The resulting reading indicates how many drugs are present in the sample and at what levels.
It is so sensitive it can detect the equivalent in drugs of a grain of salt in an Olympic-sized swimming pool.
A similar test of fellow AM Ms Hart showed that although she had not been using drugs, her hands had been cross contaminated with traces of the substance, from door handles, money or other public areas.
"You could pick it up from anywhere couldn't you?" she said.
The machine is used by Gwent Police to test people queuing for a night club, and to detect traces of drugs in a house where the actual substances had already been removed.
A spokesman for Gwent Police said: "It must be borne in mind that anyone taking the test can test positive as a result of cross contamination."
Other AMs lined up to have swabs of their hands tested by the machine with Jonathan Morgan and Owen Jon Thomas both coming up "clean" on the machine.
Nick Bourne, leader of the Welsh Conservatives, also got a clear result.
"May I pay tribute to the Ion Track system, despite the fact that both the minister and William Graham tested positive on it - I was relieved that I didn't - but it is an excellent system nevertheless," he said.
Ms Hart responded: "It can come out of cash, out of a cashpoint, a beer mat, or anything else.
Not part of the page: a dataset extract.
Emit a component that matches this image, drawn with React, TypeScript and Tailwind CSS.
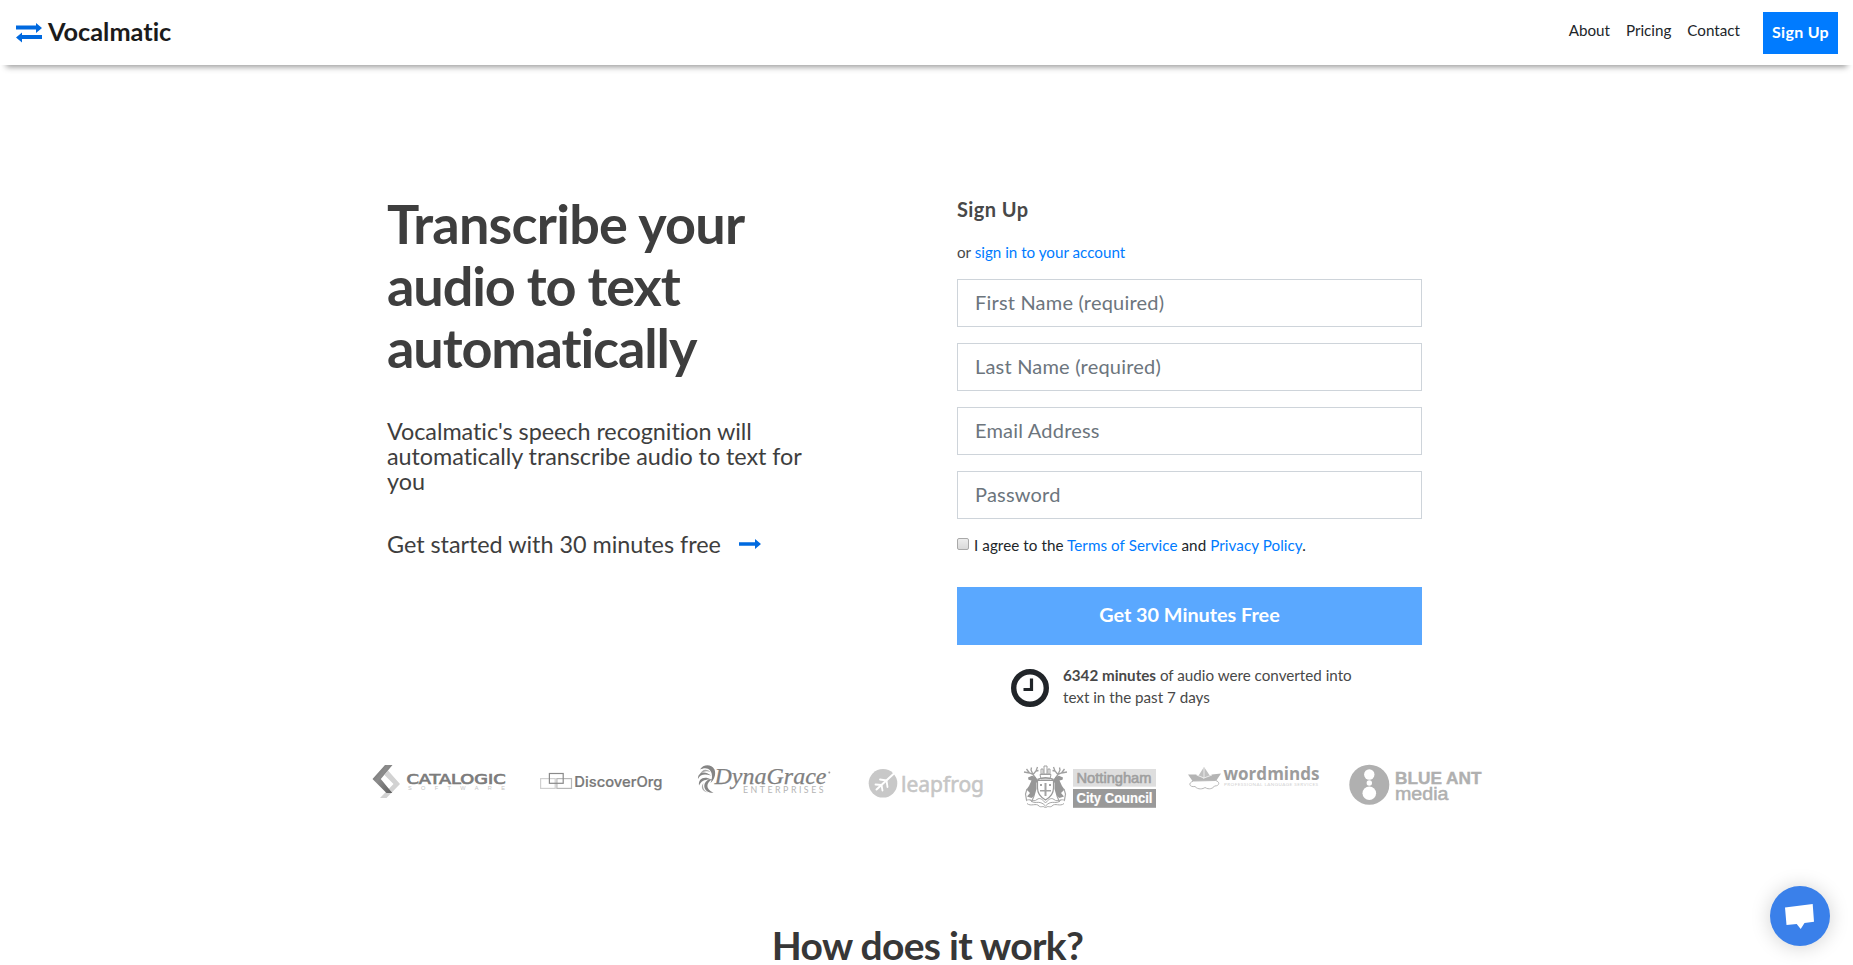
import type { ReactNode } from "react";

function Logo({ x, w, label, children }: { x: number; w: number; label: string; children: ReactNode }) {
  return (
    <svg width={w} height={48} viewBox={`${x} 764 ${w} 48`} role="img" aria-label={label} className="shrink-0">
      {children}
    </svg>
  );
}

function Catalogic() {
  return (
    <Logo x={370} w={138} label="Catalogic Software">
      <defs>
        <linearGradient id="cat" x1="0" x2="1" y1="0" y2="1">
          <stop offset="0" stopColor="#6c6c6c" />
          <stop offset="0.4" stopColor="#8c8c8c" />
          <stop offset="1" stopColor="#5e5e5e" />
        </linearGradient>
      </defs>
      <path d="M388 770.5L400 784L386.5 798H380L393.5 784L384.5 775Z" fill="#d2d2d2" />
      <path d="M385 765H392.5L380.8 779L392.3 793H386.5L372.5 779Z" fill="url(#cat)" />
      <text x="406.5" y="784" fontSize="13.2" fontFamily="DejaVu Sans" fill="#7c7c7c" stroke="#7c7c7c" strokeWidth=".7" textLength="99" lengthAdjust="spacingAndGlyphs">CATALOGIC</text>
      <text x="408" y="790.3" fontSize="5.6" fontFamily="Liberation Sans" fill="#c4c4c4" textLength="97">SOFTWARE</text>
    </Logo>
  );
}

function DiscoverOrg() {
  return (
    <Logo x={538} w={126} label="DiscoverOrg">
      <g fill="none" strokeWidth="1.2">
        <rect x="540.6" y="778.6" width="14.6" height="9.8" stroke="#d0d0d0" />
        <rect x="556.9" y="778.6" width="14.6" height="9.8" stroke="#b8b8b8" />
        <rect x="549.4" y="773.5" width="13.8" height="9.8" stroke="#8a8a8a" />
      </g>
      <text x="574.3" y="787" fontSize="14.6" fontWeight="500" fontFamily="Inter" fill="#787878" stroke="#787878" strokeWidth=".2" textLength="88" lengthAdjust="spacingAndGlyphs">DiscoverOrg</text>
    </Logo>
  );
}

function DynaGrace() {
  return (
    <Logo x={696} w={138} label="DynaGrace Enterprises">
      <g fill="#858585">
        <path d="M700 769.5C703 764.5 711 763.5 714.5 769.5C716 773.5 715 779 710.5 783C713 777 712.500 771 708 768.700C705.500 767.600 702.500 768.200 700 769.500Z" />
        <path d="M698 779C697.500 773 704 769.500 711 775.500C705 773.500 700 774 698 779Z" />
        <path d="M700 775C701 770 706 768 710.500 772C706 770.500 703 771.500 700 775Z" opacity=".7" />
        <path d="M699 785.500C698 779 704 775.500 711 779.500C705 779 701 781 699 785.500Z" />
        <path d="M712.500 779C706 783 705 789 713.500 792.800C705 793.500 700.500 784.500 708.500 779.500Z" />
        <path d="M703.500 783C702 787 704 791 708 792.500C702.500 792 700 787 703.500 783Z" opacity=".7" />
      </g>
      <text x="714.5" y="783.8" fontSize="24" fontStyle="italic" fontFamily="Liberation Serif" fill="#808080" stroke="#808080" strokeWidth=".25" textLength="112" lengthAdjust="spacingAndGlyphs">DynaGrace</text>
      <circle cx="829.3" cy="772.6" r="1" fill="#999" />
      <text x="743" y="792.7" fontSize="8.8" fontFamily="Lato" fill="#b4b4b4" textLength="80.500">ENTERPRISES</text>
    </Logo>
  );
}

function Leapfrog() {
  return (
    <Logo x={867} w={118} label="leapfrog">
      <circle cx="883" cy="783.3" r="14.3" fill="#c8c8c8" />
      <g fill="none" stroke="#fff" strokeLinecap="round" strokeLinejoin="round">
        <path d="M876.500 789.500L894 773.500" strokeWidth="2" />
        <path d="M880 779.500L886.500 780.500L887.500 787" strokeWidth="1.8" />
        <path d="M875.500 784.500L881.500 785L882.500 790.500" strokeWidth="1.8" />
      </g>
      <text x="901" y="791.5" fontSize="22" fontFamily="Noto Sans" fill="#c6c6c6" stroke="#c6c6c6" strokeWidth=".6" textLength="83" lengthAdjust="spacingAndGlyphs">leapfrog</text>
    </Logo>
  );
}

function CrestSide() {
  return (
    <g>
      <path d="M1035.500 778L1033 774.500L1029.500 773L1024 772M1033 774.500L1031 770L1031.500 767.500M1029.500 773L1026.500 769M1033.500 774L1036 771L1037.500 767M1036 771L1038.500 770.500" fill="none" stroke="#a0a0a0" strokeWidth="1.3" />
      <path d="M1028 777.500L1032 775.800L1035.500 777L1038 780L1036.500 783V789L1034.500 796L1031.500 798L1027 796.500L1030 793L1026.500 789.500L1029 786L1031.500 780.500L1028.500 779.800Z" fill="#979797" />
      <path d="M1027 789L1025.500 794L1026.500 800M1034 796L1031.500 802" fill="none" stroke="#a6a6a6" strokeWidth="1.2" />
      <path d="M1026 801C1029 797.500 1033 803 1037 799.500C1040 797 1043 800 1045.500 803M1027 803.500C1031 807 1036 802.500 1039 806C1041 808 1043.500 805 1045.500 808M1030 799.500C1034 806 1039 798.500 1045.500 806" fill="none" stroke="#a8a8a8" strokeWidth="1" />
    </g>
  );
}

function Nottingham() {
  return (
    <Logo x={1020} w={138} label="Nottingham City Council">
      <CrestSide />
      <g transform="translate(2091 0) scale(-1 1)">
        <CrestSide />
      </g>
      <path d="M1037.500 780.500H1053.500V788C1053.500 794 1050 797.500 1045.500 800C1041 797.500 1037.500 794 1037.500 788Z" fill="#fff" stroke="#999" strokeWidth="1.2" />
      <path d="M1044.500 783V790H1040V791.500H1044.500V796H1046.500V791.500H1051V790H1046.500V783ZM1040 784H1042V786H1040ZM1049 784H1051V786H1049Z" fill="#a4a4a4" />
      <path d="M1040 774.500H1051L1050 779H1041ZM1041 769H1043V774H1041ZM1048 769H1050V774H1048ZM1044 766H1047V774H1044Z" fill="none" stroke="#a0a0a0" strokeWidth="1" />
      <path d="M1037.500 779.500Q1045.500 776 1053.500 779.500" fill="none" stroke="#999" strokeWidth="1.4" />
      <rect x="1073" y="769" width="83" height="17.700" fill="#dedede" />
      <rect x="1073" y="789" width="83" height="18.800" fill="#999" />
      <text x="1076.500" y="782.700" fontSize="14.5" fontFamily="Liberation Sans" fill="#9f9f9f" stroke="#9f9f9f" strokeWidth=".6" textLength="75" lengthAdjust="spacingAndGlyphs">Nottingham</text>
      <text x="1076.500" y="802.900" fontSize="14.5" fontWeight="700" fontFamily="Liberation Sans" fill="#fff" stroke="#fff" strokeWidth=".2" textLength="76" lengthAdjust="spacingAndGlyphs">City Council</text>
    </Logo>
  );
}

function Wordminds() {
  return (
    <Logo x={1186} w={136} label="wordminds professional language services">
      <path d="M1204 767L1211.500 778H1197Z" fill="#c0c0c0" />
      <path d="M1188 774.500L1196 774.500L1203.500 778.500L1212 774.500L1221 773.500L1216 781H1192.500Z" fill="#b4b4b4" />
      <path d="M1204 768V778L1196.500 775M1204 778L1212 775" fill="none" stroke="#efefef" strokeWidth=".9" />
      <path d="M1193.500 781C1187.500 783 1189.500 787.500 1195 786.500C1198 790 1203 789 1205 787.500C1209 790 1213 788.500 1214.500 786C1220 786 1220 781.500 1215.500 780.500Z" fill="#fff" stroke="#b8b8b8" strokeWidth="1" />
      <text x="1223.500" y="780.200" fontSize="17.800" fontWeight="700" fontFamily="Open Sans" fill="#9c9c9c" textLength="96" lengthAdjust="spacingAndGlyphs">wordminds</text>
      <text x="1224" y="786.300" fontSize="4.600" fontFamily="Lato" fill="#d0d0d0" textLength="94">PROFESSIONAL LANGUAGE SERVICES</text>
    </Logo>
  );
}

function BlueAnt() {
  return (
    <Logo x={1347} w={138} label="Blue Ant Media">
      <circle cx="1369.300" cy="784.700" r="20" fill="#b0b0b0" />
      <circle cx="1369.300" cy="774.500" r="5.200" fill="#fff" />
      <circle cx="1369.300" cy="783" r="2.700" fill="#fff" />
      <circle cx="1369.300" cy="793.300" r="6.800" fill="#fff" />
      <text x="1395" y="784.200" fontSize="17.300" fontWeight="700" fontFamily="Liberation Sans" fill="#b0b0b0" stroke="#b0b0b0" strokeWidth=".4" textLength="86.500" lengthAdjust="spacingAndGlyphs">BLUE ANT</text>
      <text x="1395" y="800" fontSize="18" fontFamily="Liberation Sans" fill="#b0b0b0" stroke="#b0b0b0" strokeWidth=".5" textLength="53.500" lengthAdjust="spacingAndGlyphs">media</text>
    </Logo>
  );
}

const fields = ["First Name (required)", "Last Name (required)", "Email Address", "Password"];

export default function App() {
  return (
    <div className="relative flex h-[965px] w-full flex-col overflow-hidden bg-white font-['Lato',sans-serif] text-[15.2px] text-[#212529] [font-variant-ligatures:none]">
      <header className="flex h-[65px] shrink-0 items-start justify-between pr-[15px] pl-4 shadow-[0_8px_6px_-6px_#999]">
        <a className="flex items-start gap-1.5 pt-4">
          <svg width="26" height="20" viewBox="0 0 26 20" fill="#0069df" className="mt-[7px]">
            <path d="M0 2.500H20V0L26 5L20 10V6.500H0Z" />
            <path d="M26 12H6V9.500L0 14.500L6 19.500V16H26Z" />
          </svg>
          <span className="text-[25.3px] leading-[30px] font-bold text-[#1b1b1b]">Vocalmatic</span>
        </a>
        <nav className="flex items-start pt-3">
          <a className="mr-4 pt-[7px] leading-[23px]">About</a>
          <a className="mr-4 pt-[7px] leading-[23px]">Pricing</a>
          <a className="mr-[23px] pt-[7px] leading-[23px]">Contact</a>
          <a className="flex h-[42px] w-[75px] items-center justify-center bg-[#007bff] pb-0.5 text-base font-bold tracking-[0.3px] text-white">
            Sign Up
          </a>
        </nav>
      </header>

      <main className="flex flex-col">
        <section className="flex gap-[150px] pt-[126px] pl-[387px]">
          <div className="w-[420px] text-[#3e3e3e]">
            <h1 className="pt-0.5 text-[54px] leading-[62px] font-bold tracking-[-1.1px]">
              <span className="tracking-[-0.75px]">Transcribe your</span>
              <br />
              audio to text
              <br />
              automatically
            </h1>
            <p className="mt-10 text-[23.4px] leading-[25.2px] tracking-[-0.05px]">
              Vocalmatic's speech recognition will automatically transcribe audio to text for you
            </p>
            <p className="mt-[37px] flex items-center text-[23.4px] leading-[25.2px] tracking-[-0.03px]">
              Get started with 30 minutes free
              <svg width="22" height="12" viewBox="0 0 22 12" fill="#006ae0" className="ml-[18px]">
                <path d="M0 4.300H16V1L22 6L16 11V7.700H0Z" />
              </svg>
            </p>
          </div>

          <form className="w-[465px] pt-1.5">
            <h2 className="text-xl leading-6 font-bold tracking-[0.4px] text-[#484848]">Sign Up</h2>
            <p className="mt-5 leading-[23px] text-[#484848]">
              or <a className="text-[#007bff]">sign in to your account</a>
            </p>
            <div className="mt-[15px] flex flex-col gap-4">
              {fields.map((f) => (
                <input
                  key={f}
                  placeholder={f}
                  className="h-12 w-full border border-[#ced4da] px-[17px] pb-0.5 text-xl tracking-[0.2px] placeholder:text-[#6c757d]"
                />
              ))}
            </div>
            <label className="mt-[15px] flex items-center gap-[5px] leading-[23px]">
              <input
                type="checkbox"
                className="-mt-[3px] size-3 appearance-none rounded-[2px] border border-[#a9a9a9] bg-linear-to-b from-[#ededed] to-[#d9d9d9]"
              />
              <span className="tracking-[0.07px]">
                I agree to the <a className="text-[#007bff]">Terms of Service</a> and <a className="text-[#007bff]">Privacy Policy</a>.
              </span>
            </label>
            <button type="button" className="mt-[30px] block h-[58px] w-full bg-[#5aa8ff] pb-0.5 text-[19.8px] font-bold text-white">
              Get 30 Minutes Free
            </button>
            <div className="mt-[19px] flex gap-[14px] pl-[54px]">
              <svg width="38" height="38" viewBox="0 0 38 38" fill="none" stroke="#212529" className="mt-[5px]">
                <circle cx="19" cy="19" r="16.300" strokeWidth="5.400" />
                <path d="M20.500 9.500V20.500H12.500" strokeWidth="3.200" />
              </svg>
              <p className="h-11 w-[310px] leading-[22px] text-[#484848]">
                <b>6342 minutes</b> of audio were converted into
                <br />
                text in the past 7 days
              </p>
            </div>
          </form>
        </section>

        <section className="mt-14 flex pl-[370px]">
          <Catalogic />
          <div className="w-[30px]" />
          <DiscoverOrg />
          <div className="w-8" />
          <DynaGrace />
          <div className="w-[33px]" />
          <Leapfrog />
          <div className="w-[35px]" />
          <Nottingham />
          <div className="w-7" />
          <Wordminds />
          <div className="w-[25px]" />
          <BlueAnt />
        </section>

        <h2 className="mt-[109px] pl-0.5 text-center text-[39px] leading-[48px] font-bold tracking-[-0.7px] text-[#373737]">
          How does it work?
        </h2>
      </main>

      <button
        type="button"
        aria-label="Open chat"
        className="absolute right-[23px] bottom-[19px] size-[60px] rounded-full bg-[#3a80ea] shadow-[0_1px_20px_rgba(0,0,0,0.18)]"
      >
        <svg width="60" height="60" viewBox="0 0 60 60" fill="#fff">
          <path d="M15 21.500L42.700 18L44 35.700L34.500 37L30.700 43L26.700 38L16.500 39Z" />
        </svg>
      </button>
    </div>
  );
}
It is a very sophisticated system that can pick up anything if you have been in contact with someone's jacket or anything."
Divisional Crime Prevention Officer Pc Simon James said that while the results could not be used as evidence, they can indicate to officers that a person should be searched or questioned.
Mr Graham, who represents South Wales East, said: "Anything that deters people from taking drugs is a good thing. If people know this thing exists then they will know that they might get caught".